List all lines in the material below that contain "this".
** Begin **
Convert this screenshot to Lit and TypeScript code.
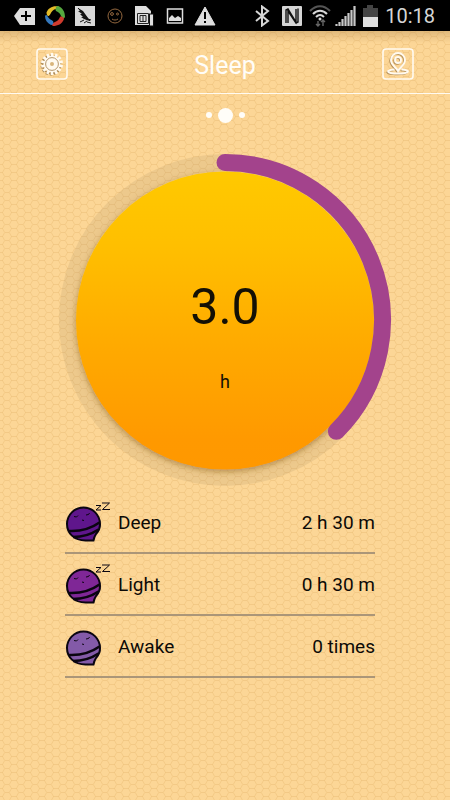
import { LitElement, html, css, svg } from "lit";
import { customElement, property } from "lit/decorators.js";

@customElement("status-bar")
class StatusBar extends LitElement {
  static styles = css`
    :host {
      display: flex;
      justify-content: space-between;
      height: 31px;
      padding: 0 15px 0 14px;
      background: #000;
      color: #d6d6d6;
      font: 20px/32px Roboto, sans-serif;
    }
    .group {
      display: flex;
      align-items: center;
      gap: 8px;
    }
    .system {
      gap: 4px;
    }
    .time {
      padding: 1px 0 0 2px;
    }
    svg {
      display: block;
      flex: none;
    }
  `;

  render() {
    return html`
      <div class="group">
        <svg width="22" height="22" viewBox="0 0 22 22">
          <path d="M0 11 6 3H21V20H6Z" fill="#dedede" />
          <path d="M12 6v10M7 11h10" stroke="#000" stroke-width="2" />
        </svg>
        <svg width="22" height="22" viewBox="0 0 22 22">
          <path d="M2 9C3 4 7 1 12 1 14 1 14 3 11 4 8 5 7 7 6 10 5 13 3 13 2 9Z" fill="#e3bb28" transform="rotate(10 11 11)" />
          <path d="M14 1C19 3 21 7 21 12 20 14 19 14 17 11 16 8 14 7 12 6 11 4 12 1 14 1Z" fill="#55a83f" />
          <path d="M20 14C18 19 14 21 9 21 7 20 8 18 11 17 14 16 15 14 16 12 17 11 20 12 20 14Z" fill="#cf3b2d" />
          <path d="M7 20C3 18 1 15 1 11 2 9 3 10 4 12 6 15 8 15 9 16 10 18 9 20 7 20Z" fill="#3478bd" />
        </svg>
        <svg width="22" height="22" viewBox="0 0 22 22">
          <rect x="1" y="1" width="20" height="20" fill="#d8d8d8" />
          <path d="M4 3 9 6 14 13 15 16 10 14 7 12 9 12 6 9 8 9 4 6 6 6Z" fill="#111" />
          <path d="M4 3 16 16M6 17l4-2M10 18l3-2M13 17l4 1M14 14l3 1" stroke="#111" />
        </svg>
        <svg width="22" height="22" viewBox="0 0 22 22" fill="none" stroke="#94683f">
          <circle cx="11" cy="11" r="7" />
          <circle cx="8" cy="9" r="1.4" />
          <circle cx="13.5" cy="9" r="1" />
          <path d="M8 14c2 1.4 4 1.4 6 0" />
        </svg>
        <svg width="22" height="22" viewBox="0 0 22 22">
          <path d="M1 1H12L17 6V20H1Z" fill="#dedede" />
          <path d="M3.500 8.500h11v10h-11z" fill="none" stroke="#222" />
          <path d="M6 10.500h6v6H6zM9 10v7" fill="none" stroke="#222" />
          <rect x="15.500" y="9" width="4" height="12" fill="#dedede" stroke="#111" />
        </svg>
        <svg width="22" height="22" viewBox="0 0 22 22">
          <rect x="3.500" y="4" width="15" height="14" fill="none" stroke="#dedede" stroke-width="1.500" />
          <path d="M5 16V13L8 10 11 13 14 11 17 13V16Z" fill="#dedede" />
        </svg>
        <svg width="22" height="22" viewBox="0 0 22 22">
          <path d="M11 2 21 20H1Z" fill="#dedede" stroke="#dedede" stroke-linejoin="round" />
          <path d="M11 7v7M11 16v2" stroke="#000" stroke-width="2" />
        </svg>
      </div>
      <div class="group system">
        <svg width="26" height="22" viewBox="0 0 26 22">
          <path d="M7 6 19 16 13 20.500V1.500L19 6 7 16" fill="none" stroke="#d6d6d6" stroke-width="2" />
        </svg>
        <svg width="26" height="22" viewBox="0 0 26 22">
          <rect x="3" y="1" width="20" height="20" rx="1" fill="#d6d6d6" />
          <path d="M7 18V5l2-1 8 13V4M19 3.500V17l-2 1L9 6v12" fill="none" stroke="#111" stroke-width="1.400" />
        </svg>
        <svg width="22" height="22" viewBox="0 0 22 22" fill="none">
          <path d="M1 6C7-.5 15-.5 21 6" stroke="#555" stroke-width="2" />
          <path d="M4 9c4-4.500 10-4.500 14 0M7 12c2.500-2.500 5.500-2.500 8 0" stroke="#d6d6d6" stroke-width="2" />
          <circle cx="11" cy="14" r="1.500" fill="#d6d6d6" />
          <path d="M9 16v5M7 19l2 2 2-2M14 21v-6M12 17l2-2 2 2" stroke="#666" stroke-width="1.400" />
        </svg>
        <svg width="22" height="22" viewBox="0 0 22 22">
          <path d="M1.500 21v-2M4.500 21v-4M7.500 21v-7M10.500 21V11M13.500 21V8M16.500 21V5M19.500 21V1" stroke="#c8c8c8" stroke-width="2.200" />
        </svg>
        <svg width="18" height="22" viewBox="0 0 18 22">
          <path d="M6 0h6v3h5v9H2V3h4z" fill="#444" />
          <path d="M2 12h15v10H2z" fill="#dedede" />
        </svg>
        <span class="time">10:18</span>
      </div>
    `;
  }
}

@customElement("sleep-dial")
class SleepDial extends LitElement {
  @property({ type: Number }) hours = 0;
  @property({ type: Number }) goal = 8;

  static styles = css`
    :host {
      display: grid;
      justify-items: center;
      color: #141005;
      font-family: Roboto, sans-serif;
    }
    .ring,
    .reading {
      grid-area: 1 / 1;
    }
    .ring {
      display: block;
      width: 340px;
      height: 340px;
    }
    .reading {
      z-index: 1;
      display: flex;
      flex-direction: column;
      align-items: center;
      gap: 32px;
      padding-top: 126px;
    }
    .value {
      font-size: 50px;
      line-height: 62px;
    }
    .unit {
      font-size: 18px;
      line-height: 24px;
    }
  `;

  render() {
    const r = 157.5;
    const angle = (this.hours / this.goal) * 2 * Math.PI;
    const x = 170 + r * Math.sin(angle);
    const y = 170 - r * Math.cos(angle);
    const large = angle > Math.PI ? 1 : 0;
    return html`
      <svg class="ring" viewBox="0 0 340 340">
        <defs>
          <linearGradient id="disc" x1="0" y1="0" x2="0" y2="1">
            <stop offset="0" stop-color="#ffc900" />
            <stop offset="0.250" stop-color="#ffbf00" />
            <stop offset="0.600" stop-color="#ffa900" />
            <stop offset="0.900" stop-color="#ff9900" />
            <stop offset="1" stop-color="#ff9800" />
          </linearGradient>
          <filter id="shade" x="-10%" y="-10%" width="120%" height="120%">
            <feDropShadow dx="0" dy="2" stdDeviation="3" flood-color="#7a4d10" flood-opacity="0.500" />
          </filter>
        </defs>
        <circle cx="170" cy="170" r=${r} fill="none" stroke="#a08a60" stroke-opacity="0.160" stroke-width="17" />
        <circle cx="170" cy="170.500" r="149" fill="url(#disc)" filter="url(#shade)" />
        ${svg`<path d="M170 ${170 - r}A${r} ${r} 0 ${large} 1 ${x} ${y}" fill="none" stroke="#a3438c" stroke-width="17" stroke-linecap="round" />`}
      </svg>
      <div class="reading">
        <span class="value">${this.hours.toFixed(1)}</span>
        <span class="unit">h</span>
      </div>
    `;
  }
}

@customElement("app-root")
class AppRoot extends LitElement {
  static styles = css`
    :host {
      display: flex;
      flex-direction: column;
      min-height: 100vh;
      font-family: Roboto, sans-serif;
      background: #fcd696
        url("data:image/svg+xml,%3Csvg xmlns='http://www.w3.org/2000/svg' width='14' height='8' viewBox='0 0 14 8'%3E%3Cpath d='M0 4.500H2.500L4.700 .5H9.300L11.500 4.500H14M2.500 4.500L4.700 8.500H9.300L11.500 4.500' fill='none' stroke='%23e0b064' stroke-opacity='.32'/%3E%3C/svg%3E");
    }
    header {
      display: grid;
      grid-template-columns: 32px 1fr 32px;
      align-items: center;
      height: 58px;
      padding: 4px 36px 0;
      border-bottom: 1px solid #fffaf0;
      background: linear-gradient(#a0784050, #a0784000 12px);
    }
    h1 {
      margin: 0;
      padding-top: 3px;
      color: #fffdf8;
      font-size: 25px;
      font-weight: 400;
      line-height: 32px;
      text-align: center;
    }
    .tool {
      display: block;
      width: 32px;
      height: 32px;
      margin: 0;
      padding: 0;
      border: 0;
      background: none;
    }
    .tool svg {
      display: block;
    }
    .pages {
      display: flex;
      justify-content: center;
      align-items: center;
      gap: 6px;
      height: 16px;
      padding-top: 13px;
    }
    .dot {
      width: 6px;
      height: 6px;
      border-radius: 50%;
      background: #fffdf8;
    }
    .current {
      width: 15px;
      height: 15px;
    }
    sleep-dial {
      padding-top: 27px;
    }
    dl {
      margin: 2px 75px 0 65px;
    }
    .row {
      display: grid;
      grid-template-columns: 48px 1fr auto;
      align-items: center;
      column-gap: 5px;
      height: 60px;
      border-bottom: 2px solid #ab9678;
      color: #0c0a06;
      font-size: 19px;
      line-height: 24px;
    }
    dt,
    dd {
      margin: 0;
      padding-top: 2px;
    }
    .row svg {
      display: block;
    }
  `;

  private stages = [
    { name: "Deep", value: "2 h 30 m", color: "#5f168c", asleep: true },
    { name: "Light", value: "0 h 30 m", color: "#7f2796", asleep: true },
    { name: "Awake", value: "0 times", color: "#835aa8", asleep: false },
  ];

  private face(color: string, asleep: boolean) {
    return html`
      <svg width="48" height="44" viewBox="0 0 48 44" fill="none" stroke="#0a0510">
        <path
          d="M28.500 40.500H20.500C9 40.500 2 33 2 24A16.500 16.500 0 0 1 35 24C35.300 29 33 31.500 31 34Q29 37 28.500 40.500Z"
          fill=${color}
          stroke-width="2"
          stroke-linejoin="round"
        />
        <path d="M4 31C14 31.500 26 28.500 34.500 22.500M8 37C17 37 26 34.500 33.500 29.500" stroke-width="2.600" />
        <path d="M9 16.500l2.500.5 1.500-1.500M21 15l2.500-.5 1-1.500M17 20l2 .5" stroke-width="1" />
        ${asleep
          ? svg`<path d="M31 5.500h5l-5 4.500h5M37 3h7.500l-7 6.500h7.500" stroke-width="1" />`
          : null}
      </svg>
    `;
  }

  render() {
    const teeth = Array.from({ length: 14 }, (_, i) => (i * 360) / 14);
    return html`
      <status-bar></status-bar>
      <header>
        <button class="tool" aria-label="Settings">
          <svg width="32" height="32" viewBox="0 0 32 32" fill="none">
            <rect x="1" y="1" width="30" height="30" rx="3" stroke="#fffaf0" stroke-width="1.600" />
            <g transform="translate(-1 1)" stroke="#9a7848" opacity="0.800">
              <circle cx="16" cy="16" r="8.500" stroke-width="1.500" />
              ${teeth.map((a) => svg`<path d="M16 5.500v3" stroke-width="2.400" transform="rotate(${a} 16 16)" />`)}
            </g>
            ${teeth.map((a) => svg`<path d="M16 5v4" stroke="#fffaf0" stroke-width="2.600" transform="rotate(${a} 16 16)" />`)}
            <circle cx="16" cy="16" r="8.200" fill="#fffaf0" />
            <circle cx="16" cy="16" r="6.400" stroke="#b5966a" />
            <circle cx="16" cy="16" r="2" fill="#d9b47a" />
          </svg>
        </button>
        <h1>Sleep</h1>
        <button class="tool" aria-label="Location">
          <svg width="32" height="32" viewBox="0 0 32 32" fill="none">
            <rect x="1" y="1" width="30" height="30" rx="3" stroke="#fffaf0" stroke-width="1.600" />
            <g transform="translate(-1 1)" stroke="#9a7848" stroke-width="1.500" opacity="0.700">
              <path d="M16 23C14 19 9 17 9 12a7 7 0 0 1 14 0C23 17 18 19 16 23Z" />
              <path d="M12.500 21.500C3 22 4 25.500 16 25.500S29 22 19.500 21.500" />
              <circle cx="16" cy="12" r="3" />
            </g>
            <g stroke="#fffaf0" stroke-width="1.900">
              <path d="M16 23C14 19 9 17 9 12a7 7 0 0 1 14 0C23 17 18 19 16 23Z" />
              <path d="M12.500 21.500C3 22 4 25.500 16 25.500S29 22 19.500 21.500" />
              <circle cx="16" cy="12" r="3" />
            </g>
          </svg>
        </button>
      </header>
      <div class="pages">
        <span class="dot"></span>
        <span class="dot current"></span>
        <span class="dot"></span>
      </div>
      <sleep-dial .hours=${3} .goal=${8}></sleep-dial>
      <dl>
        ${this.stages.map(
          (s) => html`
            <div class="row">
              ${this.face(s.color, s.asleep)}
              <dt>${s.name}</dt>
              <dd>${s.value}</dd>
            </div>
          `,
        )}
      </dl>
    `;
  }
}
** End **
> _SOLUTION_
Convert this screenshot to Lit and TypeScript code.
    const angle = (this.hours / this.goal) * 2 * Math.PI;
        <span class="value">${this.hours.toFixed(1)}</span>
        ${this.stages.map(
              ${this.face(s.color, s.asleep)}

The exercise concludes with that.